There are two separate features-Secure Memory Encryption (SME) and Secure Encrypted Virtualization (SEV)-that both use the same hardware support that will be provided in upcoming processors. That support includes an AES-128 hardware engine inline with the RAM and memory controller so that memory can be encrypted and decrypted on the way in and out of the processor with "minimal performance impact". The data inside the processor (e.g. registers, caches) will be in the clear; there will just be a "little extra latency" when RAM is involved.
It seems like the ASIC (the AMD equivalent of Intel PCIDs which actually predates PCIDs) - is part of the AES key.
The hypervisor then allocates an "address space identifier" (ASID), which is what identifies the guest (and the key for that guest's memory). That ASID is provided to the secure processor with a request to generate or load a key into the AES engine and to encrypt the BIOS/OS image using that key. The hypervisor then sets up and runs the guest using the ASID assigned; the memory controller, AES engine, and secure processor will work together to ensure that the memory is encrypted and decrypted appropriately.
On the other hand it's aimed at hiding hypervisor data from guest OSs and vice versa. It's not designed to hide process or kernel data from other processes on the same OS. Then again AMD isn't vulnerable to the KPTI hole as far as I can tell - that's to do with Intel's implementation of speculative execution.
Of course AMD might be vulnerable to other bugs like this. Like you say, Spectre seems to affect "Intel, AMD and ARM".

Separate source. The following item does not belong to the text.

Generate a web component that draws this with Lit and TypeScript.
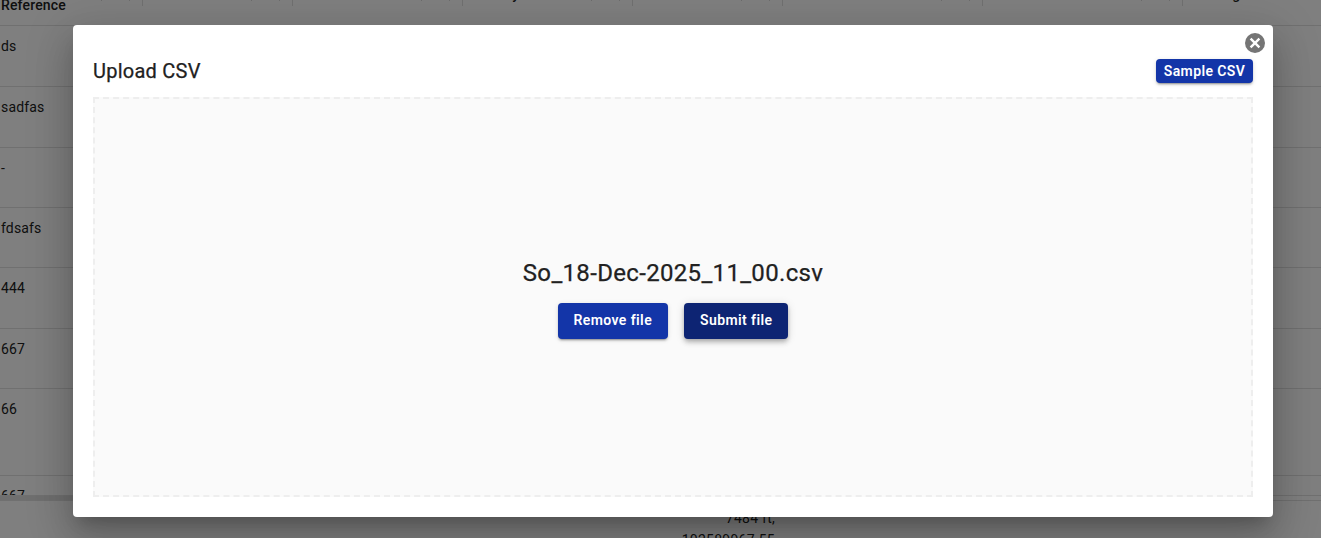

https://www.exploit-db.com/doc...
Spectre attacks involve inducing a victim to speculatively perform operations that would not occur during correct program execution and which leak the victim's confidential information via a side channel to the adversary. This paper describes practical attacks that combine methodology from side channel attacks, fault attacks, and return-oriented programming that can read arbitrary memory from the victim's process. More broadly, the paper shows that speculative execution implementations violate the security assumptions underpinning numerous software security mechanisms, including operating system process separation, static analysis, containerization, just-in-time (JIT) compilation, and countermeasures to cache timing/side-channel attacks. These attacks represent a serious threat to actual systems, since vulnerable speculative execution capabilities are found in microprocessors from Intel, AMD, and ARM that are used in billions of devices
If AMD are confident enough in their AES engine to put in in inline with the RAM and memory controller, they could probably work out how to make it do process isolation by encryption. E.g. if you could set it up so kernel memory was AES 128 encrypted with a random key then it would matter less if a user process was able to read it.
But what happens when you have virtualization? AMD's scheme protects guests from hosts. I'm not sure how you could additionally protect kernels in a guest OS from processes in that same guest OS.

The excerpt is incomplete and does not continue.